If you’re familiar with the Glen of Imaal Terrier breed standards, a line might spark your curiosity: “Game and spirited with great courage when called upon, otherwise gentle and docile”. This sums up Glen’s personality, and it should put your fears at ease.
What the breed standards mean is that a Glen makes a great family dog with his loving and calm disposition. But when provoked or “called upon”, a Glen will assert his courageous nature to defend his household or owner.
Glens are generally polite with humans. But when it comes to other dogs, things are not as simple. While a Glen would not provoke a fight with another dog, once they get started, they don’t stop! They’re more likely to get into a rumble with a same sex dog, but there are warning signs you must pay attention to!
They don’t necessarily start barking right away.

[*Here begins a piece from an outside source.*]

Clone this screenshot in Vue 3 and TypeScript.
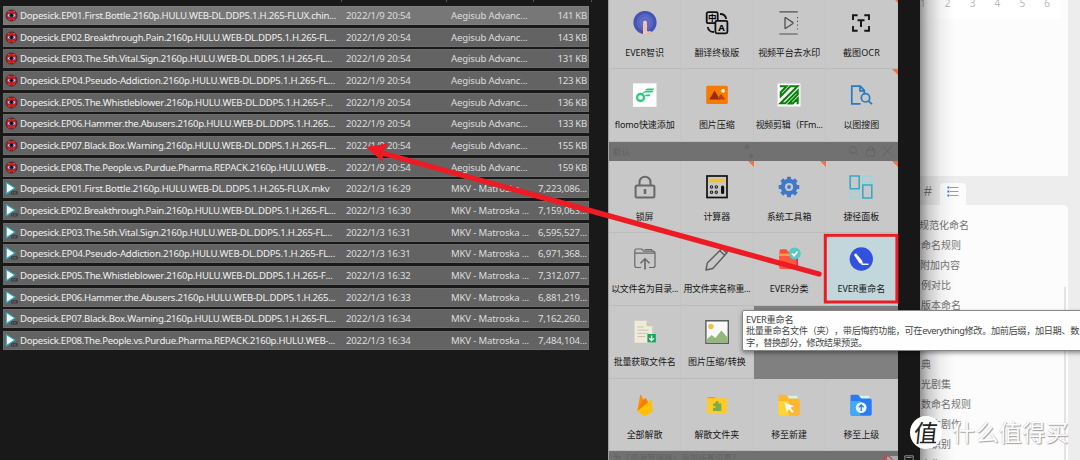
<script setup lang="ts">
import type { Directive } from 'vue'

// Spreads a line of text evenly so that it fills the given width.
const vFit: Directive<HTMLElement, number> = {
  mounted(el, binding) {
    const range = document.createRange()
    range.selectNodeContents(el)
    const natural = range.getBoundingClientRect().width
    const count = Array.from(el.textContent ?? '').length
    if (count > 1) el.style.letterSpacing = `${(binding.value - natural) / count}px`
  },
}

interface FileRow { name: string; width: number; date: string; type: string; size: string; video: boolean }

const names: [string, number][] = [
  ['Dopesick.EP01.First.Bottle.2160p.HULU.WEB-DL.DDP5.1.H.265-FLUX.chin...', 316],
  ['Dopesick.EP02.Breakthrough.Pain.2160p.HULU.WEB-DL.DDP5.1.H.265-FL...', 315.5],
  ['Dopesick.EP03.The.5th.Vital.Sign.2160p.HULU.WEB-DL.DDP5.1.H.265-FL...', 312],
  ['Dopesick.EP04.Pseudo-Addiction.2160p.HULU.WEB-DL.DDP5.1.H.265-FL...', 315],
  ['Dopesick.EP05.The.Whistleblower.2160p.HULU.WEB-DL.DDP5.1.H.265-F...', 312.5],
  ['Dopesick.EP06.Hammer.the.Abusers.2160p.HULU.WEB-DL.DDP5.1.H.265...', 315],
  ['Dopesick.EP07.Black.Box.Warning.2160p.HULU.WEB-DL.DDP5.1.H.265-FL...', 315.5],
  ['Dopesick.EP08.The.People.vs.Purdue.Pharma.REPACK.2160p.HULU.WEB-...', 315],
]
const subSizes = ['141 KB', '143 KB', '131 KB', '123 KB', '136 KB', '133 KB', '155 KB', '159 KB']
const mkvSizes = ['7,223,086...', '7,159,063...', '6,595,527...', '6,971,368...', '7,312,077...', '6,881,219...', '7,162,260...', '7,484,104...']
const mkvTimes = ['16:29', '16:30', '16:31', '16:31', '16:32', '16:33', '16:34', '16:34']

const files: FileRow[] = [
  ...names.map(([name, width], i) => ({ name, width, date: '2022/1/9 20:54', type: 'Aegisub Advanc...', size: subSizes[i], video: false })),
  ...names.map(([name, width], i) => ({
    name: i === 0 ? name.replace('chin...', 'mkv') : name,
    width: i === 0 ? 309.5 : width,
    date: `2022/1/3 ${mkvTimes[i]}`, type: 'MKV - Matroska ...', size: mkvSizes[i], video: true,
  })),
]

const icons: Record<string, string> = {
  touch: '<circle cx="12" cy="11.5" r="11.6" fill="#4653b5"/><circle cx="12" cy="11.3" r="7.8" fill="#5563c0" stroke="#6a76c9" stroke-width=".6"/><circle cx="12" cy="11.3" r="5" fill="#5c69c4" stroke="#7480cd" stroke-width=".6"/><path d="M10 23.200V11.500q0-2 2-2t2 2v8.200q1.500 1.500 2.600 0l2.500 1.500q-3.700 2.300-9.100 2z" fill="#f3c3a5"/>',
  translate: '<g fill="none" stroke="#111" stroke-width="1.8"><rect x="1.700" y="1.200" width="11" height="11" rx="1.500"/><path d="M15 3q5.500 0 6.200 5M9 21q-5.500 0-6.200-5"/><rect x="10.400" y="9.800" width="12" height="12.500" rx="1.500" fill="#c8c8c8"/></g><text x="7.200" y="9.900" font-size="8.500" font-weight="700" text-anchor="middle" font-family="Noto Sans CJK SC">中</text><text x="16.500" y="19.500" font-size="9.500" font-weight="700" text-anchor="middle" font-family="Noto Sans">A</text>',
  play: '<g fill="none" stroke="#505050" stroke-width="1.100"><path d="M2.400.800h18.400M2.400 23h18.400" stroke-width="1.200"/><path d="M8 7v10q0 .8.800.3l6.800-4.600q.9-.7 0-1.300L8.800 6.700Q8 6.300 8 7z" stroke-width="1.300"/><path d="M20.500 6v13" stroke-dasharray="1.200 2.600"/></g>',
  ocr: '<path d="M4 9V4.200h4.600M15.300 4.200h4.700V9M20 15v4.800h-4.700M8.600 19.800H4V15" fill="none" stroke="#151515" stroke-width="1.900"/><path d="M8.500 9.300h7M12 9.300v6.700" stroke="#151515" stroke-width="2"/>',
  flomo: '<path d="M0 .300h23.500v23.500H0z" fill="#fff"/><circle cx="7.500" cy="14.500" r="3.500" fill="none" stroke="#2bcb7a" stroke-width="2.300"/><path d="M9 10.900l2.800-1.500h7.500l1.300-1.700h-7.900q-3.200 1-4 3.500zM12.200 7.200h7.900l1.200-1.800h-6.600q-2.100.3-2.500 1.800zM11.500 13.200l1.500-1.600h4.800l-1.200 1.700z" fill="#2bcb7a"/>',
  picture: '<rect x="1.200" y="2.800" width="21.600" height="18.200" rx="1.500" fill="#f57c00"/><path d="M4.300 16.600l5.300-9 5.200 9z" fill="#972b0b"/><path d="M12 16.600l4-5.600 4.300 5.600z" fill="#c43a10"/><circle cx="18.100" cy="7.800" r="2" fill="#fff5d0"/>',
  ffmpeg: '<path d="M.5.500h23v23H.500z" fill="#fff"/><path d="M2.800 3.200h6.700L3.800 9.200v4L13.300 3.200h7.200L3.500 20.300h4.800L20.700 7.800v3.800l-8.700 8.800h3.800l4.900-4.900v5.800" fill="none" stroke="#078107" stroke-width="2.100"/>',
  search: '<g fill="none" stroke="#277bc2" stroke-width="1.700"><path d="M11.500 20.800H2.800V3.200h8.500l4 4.200v3M11 3.500v4.300h4"/><circle cx="16.500" cy="14.800" r="4.200"/><path d="M19.500 18l3.500 3.200"/></g>',
  lock: '<g fill="none" stroke="#686868" stroke-width="2"><rect x="2.600" y="10.600" width="18.800" height="12" rx="1.500"/><path d="M6.500 10V7.200a5.500 5.500 0 0 1 11 0V10"/><path d="M12 14v5" stroke-width="2.500"/></g>',
  calc: '<rect x="2" y="1" width="20" height="21.500" fill="#c8c8c8" stroke="#111" stroke-width="1.700"/><path d="M4 3.700h16v3.600H4z" fill="#f2c329"/><g fill="none" stroke="#222" stroke-width="1.100"><circle cx="6.500" cy="12" r="1.200"/><circle cx="11.300" cy="12" r="1.200"/><circle cx="6.500" cy="17.200" r="1.200"/><circle cx="11.300" cy="17.200" r="1.200"/></g><rect x="16" y="10.500" width="3.200" height="8.500" rx="1.500" fill="#111"/>',
  gear: '<circle cx="12" cy="12" r="6.200" fill="none" stroke="#4078c9" stroke-width="4.200"/><path d="M12 1.700v4M12 18.300v4M1.700 12h4M18.300 12h4M4.720 4.720l2.800 2.800M16.480 16.480l2.800 2.800M4.720 19.280l2.800-2.800M16.480 7.520l2.800-2.800" stroke="#4078c9" stroke-width="4"/><circle cx="12" cy="12" r="1.900" fill="#4078c9"/>',
  panels: '<g fill="none" stroke-width="1.600"><path stroke="#32acc5" d="M1.200 1h9v12.800h-9zM13.800 10h9v13h-9z"/><path stroke="#9bd4df" d="M13.800 1h9v6.200h-9zM1.200 16.600h9V23h-9z"/></g>',
  folderUp: '<g fill="none" stroke="#686868" stroke-width="1.200"><path d="M8 20.500H3.800q-2 0-2-2V3.500Q1.800 2 3.300 2h5.500l2 2.200H20q2 0 2 2v12.300q0 2-2 2h-4M2.200 6.200H22M19.500 4l-1-1.500h-7"/><path d="M12 22.500V12.300M7.500 16.300l4.500-4.500 4.500 4.500" stroke-width="1.600"/></g>',
  pencil: '<g fill="none" stroke="#5d5d5d" stroke-width="1.400" stroke-linejoin="round"><path d="M1 23l1.300-7L17 1.500q1.500-1.200 3 .3l1.500 1.500q1.500 1.500 0 3L7.800 21.500zM14.800 3.700l5.200 5M17 1.600l5 5"/></g>',
  sort: '<path d="M2.500 4q0-1.800 1.800-1.800h5l2 2.500H20v16.500H4q-1.500 0-1.500-1.500z" fill="#f94d35"/><path d="M3 6.500h17v4H3z" fill="#ff9b4b"/><path d="M2 9h15.500q1.500 0 1.500 1.500V22H4q-2 0-2-2z" fill="#ff5841"/><path d="M20.300 10v9.500" stroke="#d62a78" stroke-width="1.500"/><circle cx="17.700" cy="6.500" r="6" fill="#55c9c2"/><path d="M14.800 6.500l2.200 2.200 3.600-4.200" fill="none" stroke="#fff" stroke-width="1.700"/>',
  rename: '<circle cx="12.300" cy="12" r="11.700" fill="#3152dc"/><path d="M5.200 8.200q-.2-1.700 2-1.700l6 7.200.8 3.400-3.500-.8z" fill="#fff"/><path d="M12.500 17.300h7" stroke="#fff" stroke-width="1.500"/>',
  extract: '<path d="M1.500.8h12.200l5.500 5.500v16.500H1.500z" fill="#f0ead8"/><path d="M13.700.8v5.500h5.500z" fill="#cbc5b4"/><path d="M4.500 7h6M4.500 10.200h11M4.500 13.400h11M4.500 16.500h8" stroke="#c9c3b2"/><path d="M14.400 14h8.400v8.400h-8.400z" fill="#12a65c"/><path d="M18.600 15.500v4.700M16.300 18.200l2.300 2.300 2.300-2.300" fill="none" stroke="#fff" stroke-width="1.300"/>',
  photo: '<path d="M.9.800h22.400v22.400H.900z" fill="#f8fafb" stroke="#5d5d5d" stroke-width="1.400"/><circle cx="5.900" cy="6.500" r="2.700" fill="#edc14d"/><path d="M1.600 19.500l5-4.500 3.800 3 6-7.500 6.200 7v5h-21z" fill="#93b87a"/>',
  flame: '<path d="M4.200 18.300L7.300 1.800q.3-.8.800 0l3 6z" fill="#ff8f00"/><path d="M4.200 18.300l5.500-10.500 2.500-2.500q.5-.6.800.2l3 5z" fill="#f57c00"/><path d="M4.200 18.300L17.600 7q.7-.5 1 .2l1.200 11.200-6.500 4.200q-1.500.7-3 0z" fill="#ffc107"/>',
  puzzle: '<path d="M2 6q0-2 1.500-2h6l2 2z" fill="#ff9800"/><rect x="2" y="5.300" width="20" height="15" rx="1" fill="#ffc928"/><path d="M8 18v-3.200q2.800.4 2.800-.8t-2.800-.8v-2.700h2.500Q10 8 12 8t1.500 2.500h2.800v7.500z" fill="#78ad47"/>',
  cursor: '<path d="M9 2.800h11.500v8H9z" fill="#d1f3f2"/><path d="M1.500 3q0-1.200 1.200-1.200h6.500l3 3.800H21q1.700 0 1.700 1.700V21q0 1.800-1.700 1.800H3q-1.500 0-1.500-1.800z" fill="#ffb52e"/><path d="M1.500 8h10v14.800H3q-1.500 0-1.500-1.800z" fill="#ffd533"/><path d="M7.500 9.500l9.500 3.700-3.600 1.500 3.500 4-1.800 1.400-3.300-4-2 3z" fill="#f4fafc"/>',
  folderBlue: '<path d="M9 2.800h11.500v8H9z" fill="#d1f3f2"/><path d="M1.500 3q0-1.200 1.200-1.200h6.500l3 3.800H21q1.700 0 1.700 1.700V21q0 1.800-1.700 1.800H3q-1.500 0-1.500-1.800z" fill="#287bf5"/><path d="M1.500 8h10v14.800H3q-1.500 0-1.500-1.800z" fill="#41a9f7"/><circle cx="12.200" cy="14.600" r="5.400" fill="#eaf7ff"/><path d="M12.200 18v-6M9.800 14.200l2.400-2.400 2.400 2.400" fill="none" stroke="#287bf5" stroke-width="1.300"/>',
}

interface Tile { label?: string; icon?: string; width?: number; corner?: boolean; active?: boolean }

const topTiles: Tile[] = [
  { label: 'EVER智识', icon: 'touch', width: 39 },
  { label: '翻译终极版', icon: 'translate', width: 45 },
  { label: '视频平台去水印', icon: 'play', width: 62 },
  { label: '截图OCR', icon: 'ocr', width: 37, corner: true },
  { label: 'flomo快速添加', icon: 'flomo', width: 60 },
  { label: '图片压缩', icon: 'picture', width: 36 },
  { label: '视频剪辑（FFm...', icon: 'ffmpeg', width: 67 },
  { label: '以图搜图', icon: 'search', width: 36, corner: true },
]
const mainTiles: Tile[] = [
  { label: '锁屏', icon: 'lock', width: 18 },
  { label: '计算器', icon: 'calc', width: 27, corner: true },
  { label: '系统工具箱', icon: 'gear', width: 45, corner: true },
  { label: '捷径面板', icon: 'panels', width: 36, corner: true },
  { label: '以文件名为目录...', icon: 'folderUp', width: 67 },
  { label: '用文件夹名称重...', icon: 'pencil', width: 67 },
  { label: 'EVER分类', icon: 'sort', width: 39 },
  { label: 'EVER重命名', icon: 'rename', width: 48, active: true },
  { label: '批量获取文件名', icon: 'extract', width: 62 },
  { label: '图片压缩/转换', icon: 'photo', width: 58 },
  {},
  {},
  { label: '全部解散', icon: 'flame', width: 36 },
  { label: '解散文件夹', icon: 'puzzle', width: 45 },
  { label: '移至新建', icon: 'cursor', width: 36 },
  { label: '移至上级', icon: 'folderBlue', width: 36 },
]
const sections = [
  { key: 'top', tiles: topTiles },
  { key: 'main', tiles: mainTiles },
]
const outline = ['规范化命名', '命名规则', '附加内容', '例对比', '版本命名', '', '', '典', '光剧集', '数命名规则', '版本剧作', '组识别', '本集']
</script>

<template>
  <div class="screen">
    <section class="files">
      <div class="heads"><i /><i /><i /><i /></div>
      <div v-for="(f, i) in files" :key="i" class="file" :class="{ hot: i === 0 }">
        <div class="bar">
          <svg v-if="!f.video" class="ficon" viewBox="0 0 13 13">
            <circle cx="6.500" cy="6.500" r="5.500" fill="#c42222" stroke="#3c1f22" stroke-width=".9" />
            <path d="M3.300 3l1-1M9.700 3l-1-1M3.500 10.300l1 .8M9.500 10.300l-1 .8" stroke="#e86a66" />
            <ellipse cx="6.500" cy="6.500" rx="3.800" ry="1.400" fill="#c9d3ee" />
            <circle cx="6.500" cy="6.300" r="2.100" fill="#1c2c66" />
            <circle cx="6.500" cy="6" r="1.200" fill="#050712" />
          </svg>
          <svg v-else class="ficon" viewBox="0 0 13 13">
            <path d="M1.300.6L9.900 6 1.300 11.800z" fill="#fff" stroke="#2badc2" stroke-width="1.100" />
            <rect x="6" y="9.200" width="6.800" height="3.300" rx=".8" fill="#393d3f" />
            <path d="M7.200 10.900h4.500" stroke="#999" stroke-width=".7" stroke-dasharray="1 .5" />
          </svg>
          <span class="name"><span v-fit="f.width">{{ f.name }}</span></span>
          <span class="date"><span v-fit="64.500">{{ f.date }}</span></span>
          <span class="type"><span v-fit="f.video ? 78 : 76.500">{{ f.type }}</span></span>
          <span class="size"><span v-fit="f.video ? 49 : 29.500">{{ f.size }}</span></span>
        </div>
      </div>
    </section>

    <section class="panel">
      <template v-for="s in sections" :key="s.key">
        <div class="tiles" :class="s.key">
          <div v-for="(t, i) in s.tiles" :key="i" class="tile" :class="{ empty: !t.label, active: t.active, corner: t.corner }">
            <template v-if="t.label">
              <svg class="ticon" viewBox="0 0 24 24" v-html="icons[t.icon!]" />
              <span class="label"><span v-fit="t.width!">{{ t.label }}</span></span>
            </template>
          </div>
        </div>
        <div v-if="s.key === 'top'" class="strip">
          <span>默认</span>
          <svg class="dots" viewBox="0 0 10 14"><circle cx="3" cy="3" r="1.500" /><circle cx="7" cy="12" r="1.500" /></svg>
          <svg class="tools" viewBox="0 0 46 14">
            <circle cx="5" cy="6" r="3.500" /><path d="M7.500 8.500l3.500 4M18.500 6h8v6h-8zM20 6V4q2.500-3 5 0v2M35 2l9 10M44 2l-9 10" />
          </svg>
        </div>
      </template>
      <div class="strip foot">
        <span>为『资源管理器』添加场景设置?</span>
        <svg class="ban" viewBox="0 0 18 6">
          <path d="M7 1h11v5H7z" fill="#a9a9a9" stroke="none" />
          <circle cx="7" cy="6" r="5" stroke="#c9464a" stroke-width="1.200" /><path d="M4 2.500L8 6" stroke="#c9464a" stroke-width="1.200" />
        </svg>
      </div>
    </section>

    <div class="edge"><div class="tray"><svg viewBox="0 0 12 6"><path d="M1 6V1h10v5M3 3h6" /></svg></div></div>

    <aside class="doc">
      <div class="page"><div class="months"><span v-for="n in 6" :key="n">{{ n }}</span></div></div>
      <div class="tabs">
        <span class="hash">#</span>
        <div class="tab">
          <svg viewBox="0 0 12 11">
            <path d="M3 1.500h8.500M3 5.500h8.500M3 9.500h8.500" stroke="#65aae8" stroke-width="1.200" />
            <path d="M.5 1.500H2.300M.5 5.500H2.300M.5 9.500H2.300" stroke="#1f7fda" stroke-width="2" />
          </svg>
        </div>
      </div>
      <div class="outline">
        <div v-for="(o, i) in outline" :key="i" class="item">{{ o }}</div>
        <div class="thumb" />
      </div>
      <div class="shade" />
    </aside>

    <div class="tooltip">
      <div><span v-fit="47.500">EVER重命名</span></div>
      <div><span v-fit="333">批量重命名文件（夹），带后悔药功能，可在everything修改。加前后缀，加日期、数</span></div>
      <div><span v-fit="121">字，替换部分，修改结果预览。</span></div>
    </div>

    <svg class="marks" viewBox="0 0 1080 460">
      <path d="M819 274L380 152.500" stroke="#ed1c24" stroke-width="5.400" stroke-linecap="round" />
      <path d="M365.500 147l22.500-3.500-4.500 8.500-1 9.500z" fill="#ed1c24" />
      <rect x="825.300" y="235.300" width="71.600" height="66.700" fill="none" stroke="#ed1c24" stroke-width="3" />
    </svg>

    <div class="watermark">
      <div class="coin"><span>值</span></div>
      <div class="words"><span v-fit="117">什么值得买</span></div>
    </div>
  </div>
</template>

<style>
body { margin: 0; background: #191919; }
</style>

<style scoped>
.screen {
  position: relative;
  display: flex;
  width: 1080px;
  height: 460px;
  overflow: hidden;
  background: #191919;
  font-family: "Noto Sans", "Noto Sans CJK SC", sans-serif;
  text-spacing-trim: space-all;
  font-kerning: none;
  white-space: nowrap;
}
.files { width: 608px; flex: none; box-sizing: border-box; padding-left: 3px; }
.heads { display: grid; grid-template-columns: 339px 105px 87px 58px; height: 6px; }
.heads i { width: 1px; height: 2px; background: #555; justify-self: end; }
.file { height: 21.670px; }
.bar {
  display: flex;
  align-items: center;
  width: 586px;
  height: 19px;
  box-sizing: border-box;
  border: 1px solid #6c6c6c;
  background: #636363;
  color: #f0f0f0;
  font-size: 9.600px;
  line-height: 16px;
}
.hot .bar { background: #777; border-color: #808080; }
.bar > span { padding-top: 1px; }
.ficon { width: 13px; height: 13px; margin-left: 1px; flex: none; }
.name { width: 326px; padding-left: 2px; box-sizing: border-box; flex: none; }
.date { width: 105px; padding-left: 2px; box-sizing: border-box; flex: none; color: #ddd; }
.type { width: 80px; padding-left: 2px; box-sizing: border-box; flex: none; color: #ddd; }
.size { flex: 1; text-align: right; padding-right: 1px; color: #ddd; }

.panel { width: 290px; flex: none; box-sizing: border-box; border-left: 1px solid #a2a2a2; background: #717171; }
.tiles { display: grid; grid-template-columns: repeat(4, 1fr); grid-auto-rows: 72.700px; }
.tiles.top { height: 142px; overflow: hidden; align-content: end; }
.tile {
  position: relative;
  display: flex;
  flex-direction: column;
  align-items: center;
  box-sizing: border-box;
  padding-top: 14px;
  background: #c8c8c8;
  border-right: 1px solid #c3c3c3;
  border-bottom: 1px solid #bcbcbc;
}
.tile.empty { background: #808080; border-color: #808080; }
.tile.active { background: #c2d7dc; }
.tile.corner::after {
  content: "";
  position: absolute;
  top: 0;
  right: -1px;
  border: 3.500px solid transparent;
  border-top-color: #f5703a;
  border-right-color: #f5703a;
}
.ticon { width: 24px; height: 24px; flex: none; }
.label { margin-top: 10px; font-size: 9px; line-height: 15px; color: #161616; }
.strip { display: flex; align-items: center; height: 18.500px; padding: 0 4px; font-size: 8.500px; color: #626262; }
.strip svg { fill: none; stroke: #646464; }
.dots { width: 10px; height: 14px; margin-left: 114px; }
.tools { width: 46px; height: 14px; margin-left: auto; }
.foot { height: 9px; overflow: hidden; padding-right: 0; align-items: flex-start; line-height: 14px; }
.ban { width: 18px; height: 6px; margin: 4px 0 0 auto; }

.edge { width: 22px; flex: none; background: #171717; display: flex; align-items: flex-end; }
.tray { margin-left: 5px; height: 5px; }
.tray svg { display: block; width: 12px; height: 5px; fill: none; stroke: #aaa; }

.doc { position: relative; flex: 1; background: #ededed; overflow: hidden; }
.page { width: 148px; height: 176px; background: #fcfcfc; }
.months {
  display: flex;
  justify-content: space-between;
  width: 130px;
  height: 19px;
  padding: 0 11px 0 0;
  background: #fff;
  color: #bababa;
  font-size: 10px;
  line-height: 6px;
}
.tabs { display: flex; height: 29px; align-items: flex-end; }
.hash { width: 16px; padding-left: 4px; margin-right: 1px; box-sizing: border-box; font: 14px/27px "Liberation Sans", sans-serif; color: #777; }
.tab { display: flex; justify-content: center; width: 26px; height: 22px; margin-left: 3px; border-radius: 4px 4px 0 0; background: #fcfcfc; }
.tab svg { width: 12px; height: 11px; margin-top: 3px; }
.outline { position: relative; width: 148px; height: 255px; padding-top: 10px; box-sizing: border-box; background: #fcfcfc; border-radius: 0 5px 0 0; }
.item { height: 19.930px; font-size: 10px; line-height: 20px; color: #747474; padding-left: 1px; }
.item:first-child { margin-left: -2px; }
.item:nth-child(3) { margin-left: -1px; }
.thumb { position: absolute; right: 2px; top: 82px; width: 2px; height: 180px; background: #e3e3e3; }
.shade {
  position: absolute;
  inset: 0 auto 0 0;
  width: 34px;
  background: linear-gradient(90deg, rgba(0, 0, 0, .42), rgba(0, 0, 0, .2) 25%, rgba(0, 0, 0, .06) 60%, transparent);
}

.tooltip {
  position: absolute;
  left: 742px;
  top: 310px;
  width: 345px;
  height: 41px;
  box-sizing: border-box;
  padding: 3px 0 0 3px;
  border: 1px solid #868686;
  border-radius: 2px;
  background: #fefefe;
  box-shadow: 0 2px 4px rgba(0, 0, 0, .4);
  color: #444;
  font-size: 9.200px;
  line-height: 11.400px;
}
.marks { position: absolute; inset: 0; width: 1080px; height: 460px; }
.watermark { position: absolute; left: 910px; top: 416px; display: flex; align-items: center; }
.coin {
  width: 32px;
  height: 33px;
  border-radius: 50%;
  background: #fff;
  color: #222;
  font: 24px/31px "Noto Sans CJK SC", sans-serif;
  text-align: center;
}
.coin span { display: inline-block; transform: skewX(-6deg); }
.words {
  margin-left: 10px;
  color: #fff;
  font-size: 23px;
  line-height: 33px;
  text-shadow: 1px 1px 1px #a0a0a0, 0 0 1px #b0b0b0;
}
</style>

But they wave their tails and their hair rises significantly. So, the most important thing to do is to pay attention to your Glen. With time, you will also be able to identify the situations that make them engage into a fight so that you can prevent damages. Usually, this kind of behavior scares people, as well as the loud, deep barks which sound like they’re coming from a much bigger dog.
But don’t worry. Glens are NOT an aggressive breed! If you pay attention to his body language and train him properly, you’ll know how to avoid an unpleasant encounter. With respect, calm and consistent leadership, your Glen will excel at picking up new tricks and he will be a civilized, well-behaved companion.